The visual effect is instantly evocative of pre-Hispanic inscription. A perfect fit for a puzzle themed around pre-Columbian civilisations or an Indiana Jones-style escape room.
Comparison with other numeral systems
| System | Base | Primitive symbols | Positional zero | Compactness |
|---|---|---|---|---|
| Roman | 10 | 7 (I V X L C D M) | No | Low |
| Mayan | 20 | 3 (• ━ 🜎) | Yes | Very good |
| Babylonian | 60 | 2 (nail, hook) | Late | Good |
| Hindu-Arabic | 10 | 10 (0 through 9) | Yes | Good |
| Cistercian | 10 | Combinatorial | No | Excellent (1 glyph) |
The Mayan system stands out for its high base + early zero + minimalist graphics — a rare combination in numeral history.
Legacy and rediscovery
- 16th century — Spanish missionaries (Bartolomé de las Casas, Diego de Landa) partially documented the system, often misinterpreting it.

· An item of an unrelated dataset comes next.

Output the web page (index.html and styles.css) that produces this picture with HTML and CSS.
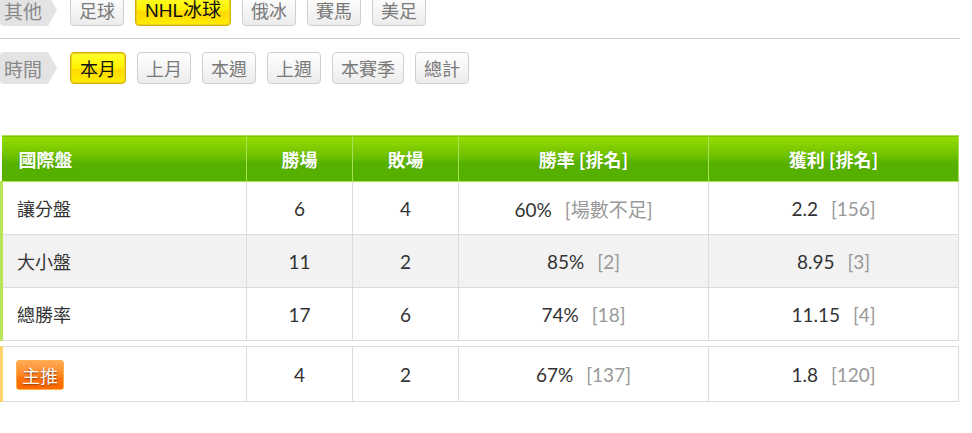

- 19th century — gradual decipherment by Ernst Förstemann (1893) on the Dresden Codex.
- 20th century — full recognition as a sophisticated numeral system, studied in archaeomathematics programmes.
- 2012 — wave of popular interest around the “end of the Long Count” (a calendar reset, not an apocalyptic prophecy).